Engelberger's optimism wasn't even diminished by the Society of Manufacturing Engineers' study that predicted that nonindustrial robot applications at best would constitute only 1% of total robot applications. Instead, Engelberger asserted the opposite -- "that by 1995 [the category will] be the largest class of robot applications." Today's robot marketers tend to only fault Engelberger on the timing of his predictions. For example, Craig Jennings, president and COO of Motoman Inc., says Engelberger was simply ahead of his time. "Today's robots can be mobile, sensate and artificially intelligent. The science fiction role of personal servitude is no longer far-fetched. Stand-alone robots that could pump gas, fill prescriptions, cook and serve fast food, clean commercial buildings or aid the handicapped or elderly are real prospects."
Jennings adds that Engelberger's conclusion still applies: "Most of the excitement lies ahead of us in this still-embryonic discipline."
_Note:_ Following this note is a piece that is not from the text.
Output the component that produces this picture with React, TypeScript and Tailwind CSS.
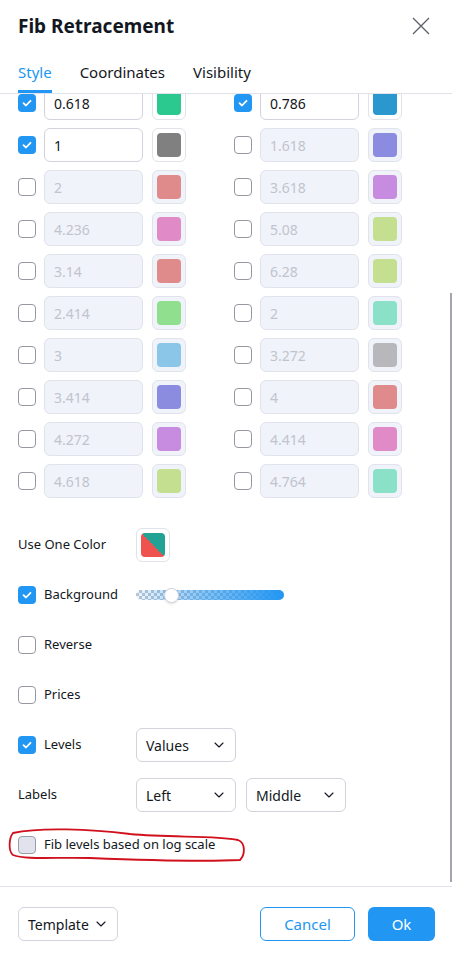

Robotic Population Explosion
In Phase Two, expect to see a significant boost in the numbers of robots applied to both industrial and nonindustrial applications. RIA's Burnstein anticipates substantial potential for growth -- even within current established factory automation markets. He says the global population now exceeds 1 million robots in industrial applications, yet that represents 10% of the applications that could benefit from robotic automation. Burnstein estimates that 65% of current North American robot orders go to automakers and suppliers.
The robots that will define Phase Two are in varied stages of development with fresh conceptual approaches and design innovations. Design conventions of the past will be challenged. Consider that robot designs of the past were normally separate, discrete production tools. That's changing as robotic functionality is being integrated with other production equipment.
According to Scott Freidman, Seegrid's CEO, "It enables warehouse operators to maintain their hard-learned and hard-earned best practices while giving them a new tool to address the challenges they face today -- labor shortages, ergonomic and safety issues, and cost reduction."
Another example of a design that will serve as a fundamental change agent comes from Motoman, the U.S. robot technology provider of Japan's Yaskawa Electric Corp. Recently introduced for industrial applications, the Motoman-SDA10 also demonstrates characteristics suitable for serving as a personal robot, says Jennings.
Strikingly humanoid in appearance, the SDA10 is a dual-arm robot mounted on a base that visually suggests a gowned female torso. Using Yaskawa-invented actuator technology, the SDA10 is able to add more axes as well as miniaturize the components responsible for arm motion. Size is reduced without jeopardizing 20-kilogram performance, adds Jennings. He says a 50-kilogram capability is being developed. The result is a robot that can perform humanoid tasks -- the activities requiring multi-arm and hand coordination where two conventional robots won't fit.
Jennings says the humanoid size and performance of the SDA10 can offer third-world industries a truly functional alternative when it comes to substituting for women in undesirable work environments. "The design goal in creating the two-arm robot was to create the form, fit and function of a woman that would typically be performing various assembly tasks. The result: a design matching an average woman's height, size and slimness." Jennings hopes to sell 1,300 in 2008, 2,600 in 2009 and 5,200 in 2010. He says communicating the functional advantages of the humanoid design will be a marketing focus.